You can try locally-sourced meats that include boar and venison at Restaurant de Echoput in the village of Hoog Soeren. They also work the Veluwe’s herbs, berries, mushrooms, and more into the items on their menu. De Korenmolen is a great place to head for lunch. It’s housed inside a former flour windmill in Vaassen, and it has an outdoor terrace. If you go, you may want to purchase one of their loose leaf teas from a selection of over 100 types or grab a bag of De Pelikaan on your way out. This award-winning local coffee brand is roasted in nearby Zutphen.
If you’re looking for ice cream, aim for the Gortel Rozeboom ice cream truck. It’s been serving hikers, cyclists, and others in the Veluwe since 1960. There’s over 23 flavours and you’ll find it at the corner of Oranjeweg and Vierhouterweg between May and the first week of September. They also have a year-round cafe in Vaassen.
Where to stay
Small rental houses called ‘chalets’ are great if you prefer having your own private bathroom while you’re enjoying the great outdoors. Naaturhuisje.nl is a great place to see what’s available. Backpack country camping in the wilderness areas is verboden, but there are plenty of campsites around if you’d prefer to sleep under the stars.

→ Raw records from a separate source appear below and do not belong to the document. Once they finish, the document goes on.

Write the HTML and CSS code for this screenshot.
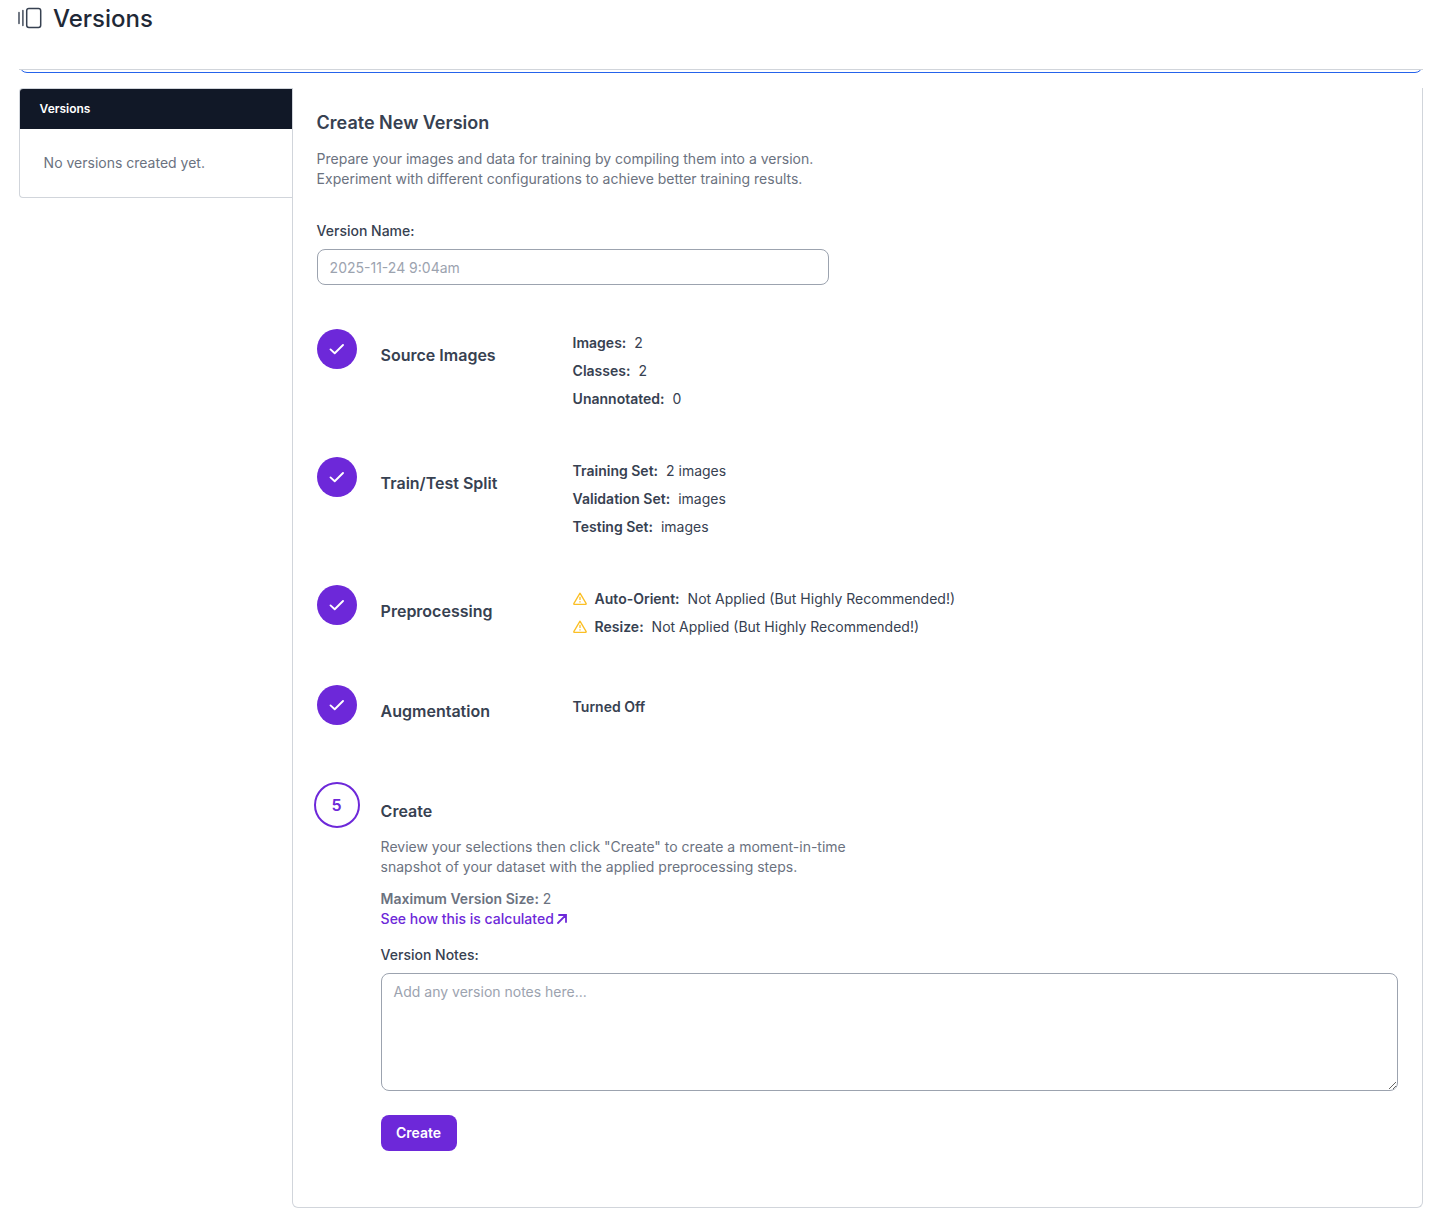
FILE: index.html
```html
<!DOCTYPE html>
<html lang="en">
<head>
  <meta charset="UTF-8">
  <title>Versions</title>
  <link rel="stylesheet" href="styles.css">
</head>
<body>
  <svg class="sprite">
    <symbol id="check" viewBox="0 0 16 16">
      <path d="M1.5 8.4 L5.7 12.2 L14 4" fill="none" stroke="currentColor" stroke-width="1.9" stroke-linecap="round" stroke-linejoin="round"/>
    </symbol>
    <symbol id="warning" viewBox="0 0 14 14">
      <path d="M7 1.2 L13.2 11.7 Q13.2 12.4 12.6 12.4 H1.4 Q0.8 12.4 0.8 11.7 Z" fill="none" stroke="currentColor" stroke-width="1.3" stroke-linejoin="round"/>
      <path d="M7 4.8 V8.1 M7 9.2 V10.5" stroke="currentColor" stroke-width="1.3"/>
    </symbol>
  </svg>

  <header class="page-header">
    <svg class="page-icon" width="24" height="22" viewBox="0 0 24 22" fill="none" stroke="currentColor" stroke-linecap="round">
      <path d="M1 5.5 V16.5 M4.9 3.5 V18.5" stroke-width="1.4"/>
      <rect x="8.7" y="1.5" width="14" height="19" rx="2.2" stroke-width="1.5"/>
    </svg>
    <h1>Versions</h1>
  </header>

  <div class="banner-clip">
    <div class="banner"></div>
  </div>

  <div class="content">
    <aside class="sidebar">
      <div class="sidebar-title">Versions</div>
      <div class="sidebar-empty">No versions created yet.</div>
    </aside>

    <main class="main">
      <h2>Create New Version</h2>
      <p class="intro">Prepare your images and data for training by compiling them into a version.<br>Experiment with different configurations to achieve better training results.</p>

      <label class="label" for="versionName">Version Name:</label>
      <input class="name-input" type="text" id="versionName" placeholder="2025-11-24 9:04am">

      <div class="step">
        <div class="badge"><svg class="check"><use href="#check"/></svg></div>
        <h3>Source Images</h3>
        <div class="details">
          <div><b>Images:</b>2</div>
          <div><b>Classes:</b>2</div>
          <div><b>Unannotated:</b>0</div>
        </div>
      </div>

      <div class="step">
        <div class="badge"><svg class="check"><use href="#check"/></svg></div>
        <h3>Train/Test Split</h3>
        <div class="details">
          <div><b>Training Set:</b>2 images</div>
          <div><b>Validation Set:</b>images</div>
          <div><b>Testing Set:</b>images</div>
        </div>
      </div>

      <div class="step">
        <div class="badge"><svg class="check"><use href="#check"/></svg></div>
        <h3>Preprocessing</h3>
        <div class="details">
          <div><svg class="warning"><use href="#warning"/></svg><b>Auto-Orient:</b>Not Applied (But Highly Recommended!)</div>
          <div><svg class="warning"><use href="#warning"/></svg><b>Resize:</b>Not Applied (But Highly Recommended!)</div>
        </div>
      </div>

      <div class="step">
        <div class="badge"><svg class="check"><use href="#check"/></svg></div>
        <h3>Augmentation</h3>
        <div class="details details-off">
          <div><b>Turned Off</b></div>
        </div>
      </div>

      <div class="step step-create">
        <div class="badge badge-current">5</div>
        <div class="create">
          <h3>Create</h3>
          <p class="review">Review your selections then click "Create" to create a moment-in-time<br>snapshot of your dataset with the applied preprocessing steps.</p>
          <div class="max-size"><b>Maximum Version Size:</b> 2</div>
          <a class="calc-link" href="#">See how this is calculated<svg width="10" height="10" viewBox="0 0 10 10" fill="none" stroke="currentColor" stroke-width="1.8" stroke-linecap="round"><path d="M1 9 L8.8 1.2 M2 1 H9 V8"/></svg></a>
          <label class="label" for="versionNotes">Version Notes:</label>
          <textarea class="notes" id="versionNotes" placeholder="Add any version notes here..."></textarea>
          <button class="btn-create">Create</button>
        </div>
      </div>
    </main>
  </div>
</body>
</html>
```
FILE: styles.css
```css
* {
  box-sizing: border-box;
}

body {
  margin: 0;
  font-family: Inter, sans-serif;
  font-size: 14px;
  line-height: 20px;
  color: #374151;
  background: white;
}

h1, h2, h3, p {
  margin: 0;
}

b {
  font-weight: 600;
}

.sprite {
  display: none;
}

.page-header {
  display: flex;
  align-items: flex-start;
  gap: 11px;
  height: 69px;
  padding: 3px 18px;
}

.page-icon {
  margin-top: 4px;
  color: #374151;
}

h1 {
  font-size: 24px;
  line-height: 32px;
  font-weight: 500;
  color: #1f2937;
}

/* only the bottom edge of the banner shows under the header */
.banner-clip {
  display: flex;
  align-items: flex-end;
  height: 4px;
  margin: 0 8px 15px 19px;
  border-top: 1px solid #d1d5db;
  overflow: hidden;
}

.banner {
  flex: none;
  width: 100%;
  height: 20px;
  border: 1px solid #2563eb;
  border-radius: 8px;
}

.content {
  display: flex;
  align-items: flex-start;
  margin: 0 8px 0 18.6px;
}

.sidebar {
  width: 273px;
  height: 110px;
  border: 1px solid #d1d5db;
  border-right: none;
  border-radius: 4px 0 0 4px;
  overflow: hidden;
}

.sidebar-title {
  height: 40px;
  padding: 0 20px;
  line-height: 40px;
  font-size: 12px;
  font-weight: 600;
  color: white;
  background: #111827;
}

.sidebar-empty {
  padding: 24px;
  color: #6b7280;
}

.main {
  flex: 1;
  height: 1120px;
  padding: 21px 24px 20px;
  border: 1px solid #d1d5db;
  border-top: none;
  border-radius: 0 0 6px 6px;
}

h2 {
  font-size: 18px;
  line-height: 28px;
  font-weight: 600;
}

.intro {
  margin: 12px 0 32px;
  color: #6b7280;
}

.label {
  display: block;
  font-weight: 500;
}

.name-input {
  display: block;
  width: 512px;
  height: 36px;
  margin: 8px 0 44px;
  padding: 1px 12px 0;
  font: inherit;
  border: 1px solid #9ca3af;
  border-radius: 8px;
}

::placeholder {
  color: #9ca3af;
}

.step {
  display: flex;
  align-items: flex-start;
  margin-bottom: 44px;
}

.badge {
  display: flex;
  flex: none;
  align-items: center;
  justify-content: center;
  width: 40px;
  height: 40px;
  margin-right: 24px;
  border-radius: 50%;
  color: white;
  background: #6d28d9;
}

.check {
  width: 16px;
  height: 16px;
}

h3 {
  width: 192px;
  margin-top: 14px;
  font-size: 16px;
  line-height: 24px;
  font-weight: 600;
}

.details {
  display: flex;
  flex-direction: column;
  min-height: 56px;
}

.details-off {
  padding-top: 8px;
}

.details div {
  display: flex;
  align-items: center;
  height: 28px;
}

.details b {
  margin-right: 8px;
}

.warning {
  width: 14px;
  height: 14px;
  margin-right: 8px;
  color: #fbbf24;
}

.badge-current {
  width: 46px;
  height: 46px;
  margin: -3px 21px 0 -3px;
  border: 2px solid #6d28d9;
  font-size: 16px;
  font-weight: 600;
  color: #6d28d9;
  background: white;
}

.create {
  flex: 1;
  color: #6b7280;
}

.create h3,
.create .label {
  color: #374151;
}

.review {
  margin: 14px 0 12px;
}

.calc-link {
  display: flex;
  align-items: center;
  gap: 3px;
  margin-bottom: 16px;
  font-weight: 500;
  color: #6d28d9;
  text-decoration: none;
}

.notes {
  display: block;
  width: 100%;
  height: 118px;
  margin: 8px 0 24px;
  padding: 8px 12px;
  font: inherit;
  border: 1px solid #9ca3af;
  border-radius: 8px;
}

.btn-create {
  width: 76px;
  height: 36px;
  font: inherit;
  font-weight: 600;
  color: white;
  background: #6d28d9;
  border: none;
  border-radius: 8px;
}
```
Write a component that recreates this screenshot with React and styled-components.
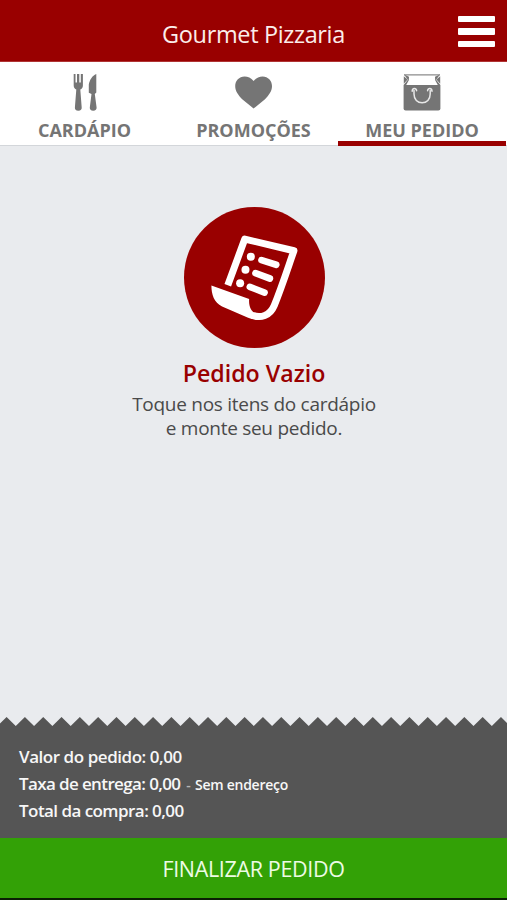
import styled, { createGlobalStyle } from "styled-components";

const TEETH = 29;
const PITCH = 18.31;

const tearPath = Array.from({ length: TEETH }, (_, i) => {
    const peak = 6.6 + (i - 1) * PITCH;
    return `L${peak.toFixed(2)} 0 L${(peak + PITCH / 2).toFixed(2)} 9`;
}).join(" ");

export default function App() {
    return (
        <>
            <GlobalStyle />
            <Screen>
                <Header>
                    <Title>Gourmet Pizzaria</Title>
                    <MenuButton aria-label="Menu">
                        <span />
                        <span />
                        <span />
                    </MenuButton>
                </Header>

                <Tabs>
                    <Tab>
                        <CutleryIcon />
                        <TabLabel>CARDÁPIO</TabLabel>
                    </Tab>
                    <Tab>
                        <HeartIcon />
                        <TabLabel>PROMOÇÕES</TabLabel>
                    </Tab>
                    <Tab $active>
                        <BagIcon />
                        <TabLabel>MEU PEDIDO</TabLabel>
                    </Tab>
                </Tabs>

                <Empty>
                    <ReceiptIcon />
                    <EmptyTitle>Pedido Vazio</EmptyTitle>
                    <EmptyText>
                        Toque nos itens do cardápio
                        <br />e monte seu pedido.
                    </EmptyText>
                </Empty>

                <Tear viewBox="0 0 507 9" preserveAspectRatio="none">
                    <path d={`M-25 9 ${tearPath} Z`} />
                </Tear>
                <Summary>
                    <SummaryLine $spacing="-0.45px">Valor do pedido: 0,00</SummaryLine>
                    <SummaryLine $spacing="-0.62px">
                        Taxa de entrega: 0,00 <Note><Dash>-</Dash> Sem endereço</Note>
                    </SummaryLine>
                    <SummaryLine $spacing="-0.55px">Total da compra: 0,00</SummaryLine>
                </Summary>

                <FinishButton>FINALIZAR PEDIDO</FinishButton>
            </Screen>
        </>
    );
}

function CutleryIcon() {
    return (
        <svg width="24" height="38" viewBox="0 0 24 38" fill="#757575">
            <path d="M.7 0h1.800v8.500h1.500V0h2.300v8.500h1.500V0h2.100v11.500c0 2-1.100 3.400-2.600 4l1.400 18c.2 2-.9 3.200-3.400 3.200s-3.600-1.200-3.400-3.200l1.400-18C1.800 15 .7 13.600.7 11.500Z" />
            <path d="M23.300 0v18.500l-1.500 1.500 1.800 13.500c.2 2-1 3.200-3.400 3.200s-3.600-1.200-3.400-3.200L18.500 20l-2.700-1.200V10.500C16.700 6 19.200 1.500 23.300 0Z" />
        </svg>
    );
}

function HeartIcon() {
    return (
        <svg width="38" height="38" viewBox="0.4 0 38 38" fill="#757575">
            <path d="M19 7.100C21.500 3.800 24.800 2.500 28 2.500c5.500 0 9.400 4.300 9.400 9.600 0 5.200-3.100 9.200-7 13.100L19 34.600 7.600 25.200c-3.900-3.900-7-7.900-7-13.100 0-5.300 3.900-9.600 9.400-9.600 3.200 0 6.500 1.300 9 4.600Z" />
        </svg>
    );
}

function BagIcon() {
    return (
        <svg width="38" height="38" viewBox="0 0 38 38">
            <path fill="#757575" d="M.6 11h36.800v23.500a2 2 0 0 1-2 2H2.600a2 2 0 0 1-2-2Z" />
            <path fill="none" stroke="#8b8b8b" strokeWidth="1.300" d="M1 .9h36" />
            <path fill="#757575" d="M.8 2.200 4.600 5.600.8 9.800ZM37.200 2.200l-3.800 3.400 3.800 4.200Z" />
            <path
                fill="#757575"
                d="M1 .4 6 2.800 5.800 6.200 3.200 11H.6L4.900 5.800ZM37 .4l-5 2.400.2 3.400 2.600 4.800h2.600l-4.300-5.200Z"
            />
            <g fill="none" stroke="#e8e8e8" strokeWidth="1.500" strokeLinecap="round">
                <path d="M11 16.500v3.600c0 5.400 3.500 8.700 8.100 8.700s8.100-3.300 8.100-8.700v-3.600" />
                <path d="M9.200 17.300c0-3.500 4.400-3.500 4.400-.5M29 17.300c0-3.500-4.400-3.500-4.400-.5" />
            </g>
        </svg>
    );
}

function ReceiptIcon() {
    return (
        <svg width="141" height="141" viewBox="26 21 422 422">
            <circle cx="237" cy="232" r="211" fill="#990000" />
            <path
                fill="none"
                stroke="#fff"
                strokeWidth="21"
                strokeLinejoin="round"
                d="M157 255 208 117 355 152C342 188 320 257 296 316 283 347 255 354 231 345"
            />
            <path
                fill="#fff"
                d="M108 256 221 296C219 319 228 338 246 340 258 341 268 339 275 334L285 343C268 361 240 362 216 352L140 319C116 307 108 283 108 256Z"
            />
            <g stroke="#fff" strokeWidth="20" strokeLinecap="round">
                <path d="m258 180 44 14M240 219l43 16M223 260l44 17" />
            </g>
            <g fill="#fff">
                <circle cx="226" cy="170" r="12" />
                <circle cx="210" cy="209" r="12" />
                <circle cx="194" cy="249" r="12" />
            </g>
        </svg>
    );
}

const GlobalStyle = createGlobalStyle`
    * {
        box-sizing: border-box;
    }

    body {
        margin: 0;
        font-family: "Open Sans", "Noto Sans", sans-serif;
    }
`;

const Screen = styled.div`
    width: 507px;
    height: 900px;
    display: flex;
    flex-direction: column;
    background-color: #E9EBEE;
    border-bottom: 2px solid #0B1F04;
    overflow: hidden;
`;

const Header = styled.header`
    height: 62px;
    flex-shrink: 0;
    display: grid;
    grid-template-columns: 1fr auto 1fr;
    background-color: #990000;
    border-bottom: 1px solid #B03434;
`;

const Title = styled.h1`
    grid-column: 2;
    margin: 18px 0 0;
    font-size: 23.5px;
    font-weight: 400;
    line-height: 32px;
    letter-spacing: -0.35px;
    color: #FBEDEA;
`;

const MenuButton = styled.button`
    justify-self: end;
    align-self: start;
    display: flex;
    flex-direction: column;
    gap: 6px;
    margin: 16px 12px 0 0;
    padding: 0;
    border: none;
    background: none;

    span {
        width: 37px;
        height: 6.3px;
        border-radius: 1px;
        background-color: #FFFFFF;
    }
`;

const Tabs = styled.nav`
    height: 84px;
    flex-shrink: 0;
    display: grid;
    grid-template-columns: 169px 169px 168px;
    background-color: #FFFFFF;
    box-shadow: inset 0 -1px 0 #D3D6DA;
`;

const Tab = styled.div`
    height: 84px;
    display: flex;
    flex-direction: column;
    align-items: center;
    padding-top: 12px;
    box-shadow: ${props => props.$active ? "inset 0 -5px 0 #990000" : "none"};

    svg {
        flex-shrink: 0;
    }
`;

const TabLabel = styled.span`
    margin-top: 6px;
    font-size: 18px;
    font-weight: 700;
    line-height: 24px;
    white-space: nowrap;
    color: #757575;
`;

const Empty = styled.main`
    flex: 1;
    display: flex;
    flex-direction: column;
    align-items: center;
    padding: 61px 0 0 1px;
`;

const EmptyTitle = styled.h2`
    margin: 9px 0 0;
    font-size: 23.2px;
    font-weight: 600;
    line-height: 32px;
    color: #990000;
`;

const EmptyText = styled.p`
    margin: 3px 0 0;
    font-size: 19px;
    line-height: 24px;
    letter-spacing: -0.28px;
    text-align: center;
    color: #4A4A4A;
`;

const Tear = styled.svg`
    display: block;
    width: 507px;
    height: 9px;
    flex-shrink: 0;
    fill: #555555;
`;

const Summary = styled.section`
    height: 112px;
    flex-shrink: 0;
    padding: 18px 19px 0;
    background-color: #555555;
`;

const SummaryLine = styled.p`
    margin: 0;
    font-size: 17px;
    font-weight: 600;
    line-height: 26.5px;
    letter-spacing: ${props => props.$spacing};
    white-space: nowrap;
    color: #F7F7F7;
`;

const Note = styled.small`
    margin-left: 2px;
    font-size: 14px;
    letter-spacing: -0.25px;
`;

const Dash = styled.span`
    margin-right: 1px;
    color: #B5B5B5;
`;

const FinishButton = styled.button`
    height: 60px;
    flex-shrink: 0;
    padding: 0;
    border: none;
    background-color: #33A106;
    font-family: inherit;
    font-size: 21.5px;
    letter-spacing: -0.35px;
    color: #EDFBE4;
`;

Castle Engelenburg in Brummen is far more regal. Along with a 9-hole golf course, the largest selection of single malt whiskies in the Netherlands awaits you in the castle’s English Lounge. An extensive list of other lodgings can be found at VisitVeluwe.com.
How to get there
While many a hardened soul has biked to their accommodations in the Veluwe, you can also reach it by car. The route to take largely depends on what corner of the region you’re aiming for. It’s a big place.
Dogs are banned on many of the trails, so the Veluwe might not be the best place to take your dog.
Many corners of the Veluwe are in bloom during the late summer when the heather is in full bloom and things definitely get wild in September when rutting season begins for the deer herds in the national park.